▸ EXERCISE REQUIREMENTS: The required output is the block of lines from the line with "Clone this screenshot" to the line with "import React from", endpoints included and pictures omitted.

[START RECORD LIST]

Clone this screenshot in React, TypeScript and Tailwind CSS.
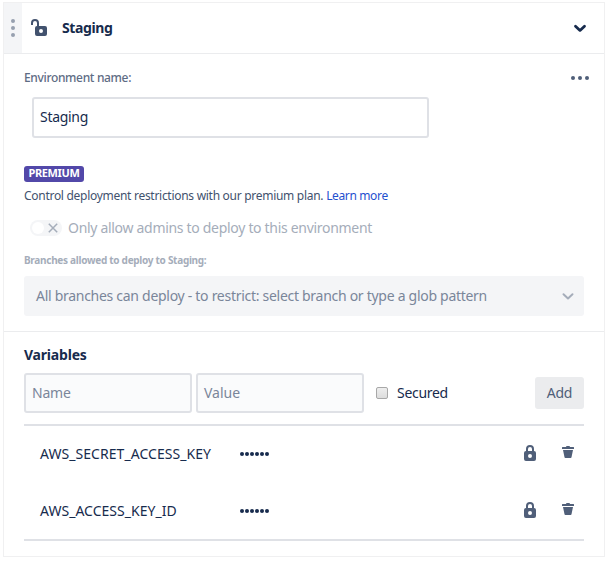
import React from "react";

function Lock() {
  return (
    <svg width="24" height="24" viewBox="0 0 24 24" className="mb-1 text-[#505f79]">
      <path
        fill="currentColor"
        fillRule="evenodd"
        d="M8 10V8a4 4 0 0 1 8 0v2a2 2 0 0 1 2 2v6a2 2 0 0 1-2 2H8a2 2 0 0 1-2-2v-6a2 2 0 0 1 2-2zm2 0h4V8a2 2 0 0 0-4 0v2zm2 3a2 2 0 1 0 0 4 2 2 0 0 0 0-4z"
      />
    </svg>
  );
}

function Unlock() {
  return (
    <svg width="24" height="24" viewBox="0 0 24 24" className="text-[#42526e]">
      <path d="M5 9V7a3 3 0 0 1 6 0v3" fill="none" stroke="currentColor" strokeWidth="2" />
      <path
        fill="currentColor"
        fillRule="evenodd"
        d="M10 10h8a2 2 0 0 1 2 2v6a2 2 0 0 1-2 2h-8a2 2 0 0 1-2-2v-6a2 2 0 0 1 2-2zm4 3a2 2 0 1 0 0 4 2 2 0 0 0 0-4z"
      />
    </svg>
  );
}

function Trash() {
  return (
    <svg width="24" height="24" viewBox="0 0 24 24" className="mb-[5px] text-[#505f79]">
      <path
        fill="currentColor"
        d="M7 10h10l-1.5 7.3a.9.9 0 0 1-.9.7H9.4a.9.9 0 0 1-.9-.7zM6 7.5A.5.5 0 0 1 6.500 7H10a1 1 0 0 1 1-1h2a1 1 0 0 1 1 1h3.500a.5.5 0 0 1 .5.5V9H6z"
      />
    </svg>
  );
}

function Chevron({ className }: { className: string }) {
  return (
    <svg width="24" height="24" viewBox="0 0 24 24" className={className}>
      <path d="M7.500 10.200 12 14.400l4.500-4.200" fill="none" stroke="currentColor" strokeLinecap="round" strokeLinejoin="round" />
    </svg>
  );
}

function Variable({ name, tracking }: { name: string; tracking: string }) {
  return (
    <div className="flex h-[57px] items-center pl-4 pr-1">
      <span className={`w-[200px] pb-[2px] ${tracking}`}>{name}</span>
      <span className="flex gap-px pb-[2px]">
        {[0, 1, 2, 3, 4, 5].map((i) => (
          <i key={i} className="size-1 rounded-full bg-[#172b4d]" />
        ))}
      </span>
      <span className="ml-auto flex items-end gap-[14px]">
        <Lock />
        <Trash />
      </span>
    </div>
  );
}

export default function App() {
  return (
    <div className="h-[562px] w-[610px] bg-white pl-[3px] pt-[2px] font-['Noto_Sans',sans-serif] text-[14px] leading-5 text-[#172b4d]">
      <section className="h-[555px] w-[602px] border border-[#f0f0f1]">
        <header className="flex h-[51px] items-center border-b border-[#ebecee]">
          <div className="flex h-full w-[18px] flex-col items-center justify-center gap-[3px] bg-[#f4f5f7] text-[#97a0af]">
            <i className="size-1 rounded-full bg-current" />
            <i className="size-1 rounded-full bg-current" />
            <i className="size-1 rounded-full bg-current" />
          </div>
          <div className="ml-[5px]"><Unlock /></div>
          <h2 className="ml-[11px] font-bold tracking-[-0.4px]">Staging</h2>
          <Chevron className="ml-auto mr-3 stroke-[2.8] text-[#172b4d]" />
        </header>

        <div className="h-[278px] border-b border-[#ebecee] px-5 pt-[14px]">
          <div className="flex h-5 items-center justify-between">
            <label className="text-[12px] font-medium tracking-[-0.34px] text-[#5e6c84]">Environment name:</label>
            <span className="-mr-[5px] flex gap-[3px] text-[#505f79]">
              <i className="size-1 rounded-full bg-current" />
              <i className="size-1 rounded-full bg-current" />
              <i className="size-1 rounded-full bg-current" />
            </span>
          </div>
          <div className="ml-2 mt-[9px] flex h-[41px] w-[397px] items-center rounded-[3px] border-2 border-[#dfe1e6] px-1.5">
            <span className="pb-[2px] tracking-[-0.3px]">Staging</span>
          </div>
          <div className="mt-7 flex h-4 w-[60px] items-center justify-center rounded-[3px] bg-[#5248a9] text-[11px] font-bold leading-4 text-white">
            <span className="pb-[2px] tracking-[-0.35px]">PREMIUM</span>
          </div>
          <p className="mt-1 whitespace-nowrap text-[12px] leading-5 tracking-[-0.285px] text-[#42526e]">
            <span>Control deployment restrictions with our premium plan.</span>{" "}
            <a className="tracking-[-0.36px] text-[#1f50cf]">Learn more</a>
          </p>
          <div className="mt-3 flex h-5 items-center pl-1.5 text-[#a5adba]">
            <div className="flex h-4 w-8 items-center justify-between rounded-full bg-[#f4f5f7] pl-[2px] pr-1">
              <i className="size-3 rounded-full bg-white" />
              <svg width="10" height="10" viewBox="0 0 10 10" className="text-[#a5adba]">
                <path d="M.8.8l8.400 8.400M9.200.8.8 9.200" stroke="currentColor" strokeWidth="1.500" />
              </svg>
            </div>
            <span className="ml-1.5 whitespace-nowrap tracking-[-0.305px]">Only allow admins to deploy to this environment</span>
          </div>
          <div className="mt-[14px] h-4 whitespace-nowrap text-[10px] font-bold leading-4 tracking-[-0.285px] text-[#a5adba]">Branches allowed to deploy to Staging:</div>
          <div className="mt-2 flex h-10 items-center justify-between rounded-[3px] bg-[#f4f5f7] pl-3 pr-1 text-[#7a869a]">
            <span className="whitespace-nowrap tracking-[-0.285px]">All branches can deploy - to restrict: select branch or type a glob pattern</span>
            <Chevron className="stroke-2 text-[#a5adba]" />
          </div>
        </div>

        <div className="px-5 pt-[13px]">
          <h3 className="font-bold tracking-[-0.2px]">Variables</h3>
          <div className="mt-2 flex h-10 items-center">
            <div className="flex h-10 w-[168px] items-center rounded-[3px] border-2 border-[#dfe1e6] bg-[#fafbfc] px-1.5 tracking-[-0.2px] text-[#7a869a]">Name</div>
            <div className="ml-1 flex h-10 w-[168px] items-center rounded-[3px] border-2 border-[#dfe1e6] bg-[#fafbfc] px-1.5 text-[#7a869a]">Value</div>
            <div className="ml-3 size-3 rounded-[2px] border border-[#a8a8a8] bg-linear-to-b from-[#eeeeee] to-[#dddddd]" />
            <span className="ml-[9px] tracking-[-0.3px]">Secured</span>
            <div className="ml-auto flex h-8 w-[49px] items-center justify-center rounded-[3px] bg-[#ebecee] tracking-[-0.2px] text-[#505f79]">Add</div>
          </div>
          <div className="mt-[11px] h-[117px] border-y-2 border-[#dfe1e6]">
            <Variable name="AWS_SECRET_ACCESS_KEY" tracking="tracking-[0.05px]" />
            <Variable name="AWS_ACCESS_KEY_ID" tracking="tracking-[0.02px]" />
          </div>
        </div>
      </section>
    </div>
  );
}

[END RECORD LIST]
[START RECORD LIST]

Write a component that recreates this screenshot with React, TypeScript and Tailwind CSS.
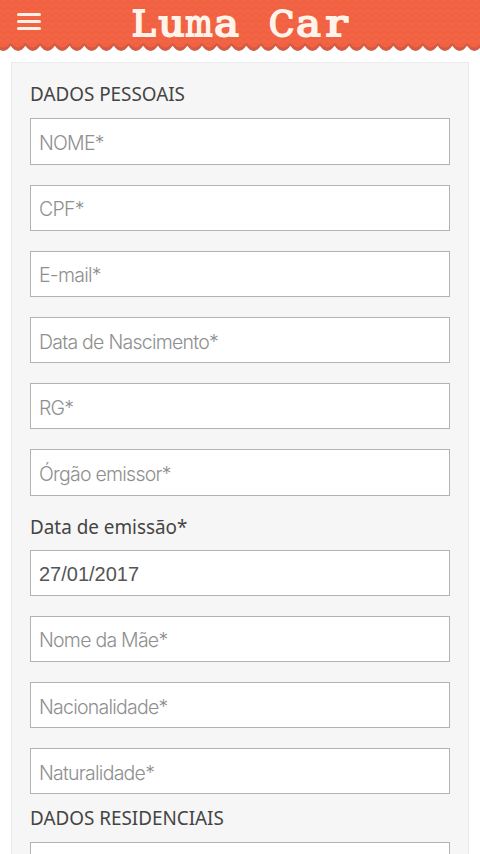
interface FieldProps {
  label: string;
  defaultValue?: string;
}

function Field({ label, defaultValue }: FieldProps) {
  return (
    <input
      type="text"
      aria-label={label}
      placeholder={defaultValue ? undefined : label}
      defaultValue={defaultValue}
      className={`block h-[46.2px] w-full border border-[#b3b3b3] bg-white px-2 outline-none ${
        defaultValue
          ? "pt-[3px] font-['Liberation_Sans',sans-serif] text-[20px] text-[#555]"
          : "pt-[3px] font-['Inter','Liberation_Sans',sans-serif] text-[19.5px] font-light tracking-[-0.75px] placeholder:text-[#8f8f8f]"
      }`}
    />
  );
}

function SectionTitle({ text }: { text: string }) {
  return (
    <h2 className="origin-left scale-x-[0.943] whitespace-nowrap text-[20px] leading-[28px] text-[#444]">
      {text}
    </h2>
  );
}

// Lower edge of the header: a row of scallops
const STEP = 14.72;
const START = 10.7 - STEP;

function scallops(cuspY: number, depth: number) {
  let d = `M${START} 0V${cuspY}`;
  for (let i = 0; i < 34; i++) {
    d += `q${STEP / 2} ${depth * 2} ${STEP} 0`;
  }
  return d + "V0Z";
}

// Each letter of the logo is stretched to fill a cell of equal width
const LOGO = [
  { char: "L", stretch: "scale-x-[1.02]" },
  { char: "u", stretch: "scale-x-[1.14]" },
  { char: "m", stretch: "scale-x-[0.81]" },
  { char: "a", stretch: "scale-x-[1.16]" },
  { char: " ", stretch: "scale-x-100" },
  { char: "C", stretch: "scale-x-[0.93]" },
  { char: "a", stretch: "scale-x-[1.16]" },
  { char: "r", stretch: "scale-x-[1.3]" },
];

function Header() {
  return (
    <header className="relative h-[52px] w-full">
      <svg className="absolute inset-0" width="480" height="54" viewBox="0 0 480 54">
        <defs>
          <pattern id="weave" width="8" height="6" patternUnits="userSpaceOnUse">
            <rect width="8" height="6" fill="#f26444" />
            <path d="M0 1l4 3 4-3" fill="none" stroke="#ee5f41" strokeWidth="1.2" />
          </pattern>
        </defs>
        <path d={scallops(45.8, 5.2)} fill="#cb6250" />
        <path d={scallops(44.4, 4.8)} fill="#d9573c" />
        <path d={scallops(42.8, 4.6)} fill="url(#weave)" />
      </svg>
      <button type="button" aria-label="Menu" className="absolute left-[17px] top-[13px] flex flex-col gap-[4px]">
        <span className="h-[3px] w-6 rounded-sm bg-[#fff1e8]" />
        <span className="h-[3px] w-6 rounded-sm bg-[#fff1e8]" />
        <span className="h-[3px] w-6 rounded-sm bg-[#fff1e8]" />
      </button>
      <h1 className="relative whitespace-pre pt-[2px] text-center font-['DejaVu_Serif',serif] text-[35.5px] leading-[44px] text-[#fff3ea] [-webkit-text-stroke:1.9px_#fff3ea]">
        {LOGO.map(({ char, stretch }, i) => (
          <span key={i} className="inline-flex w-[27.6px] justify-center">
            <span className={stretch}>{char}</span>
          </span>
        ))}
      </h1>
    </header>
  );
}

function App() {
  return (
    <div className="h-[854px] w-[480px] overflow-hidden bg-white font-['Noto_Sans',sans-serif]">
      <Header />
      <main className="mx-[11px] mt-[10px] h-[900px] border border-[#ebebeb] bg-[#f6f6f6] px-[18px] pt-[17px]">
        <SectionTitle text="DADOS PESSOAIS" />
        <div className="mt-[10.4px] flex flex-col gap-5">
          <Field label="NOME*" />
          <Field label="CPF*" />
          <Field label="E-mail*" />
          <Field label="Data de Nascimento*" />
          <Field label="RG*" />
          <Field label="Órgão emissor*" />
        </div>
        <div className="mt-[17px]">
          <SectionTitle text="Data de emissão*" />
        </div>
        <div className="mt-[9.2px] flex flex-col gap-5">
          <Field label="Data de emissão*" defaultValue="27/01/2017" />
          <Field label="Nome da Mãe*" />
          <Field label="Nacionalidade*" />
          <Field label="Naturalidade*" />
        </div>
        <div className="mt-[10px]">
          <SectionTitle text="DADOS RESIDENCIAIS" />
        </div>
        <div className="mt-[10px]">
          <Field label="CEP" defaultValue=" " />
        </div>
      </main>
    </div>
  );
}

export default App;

[END RECORD LIST]

▸ WRITTEN SOLUTION:
Clone this screenshot in React, TypeScript and Tailwind CSS.
import React from "react";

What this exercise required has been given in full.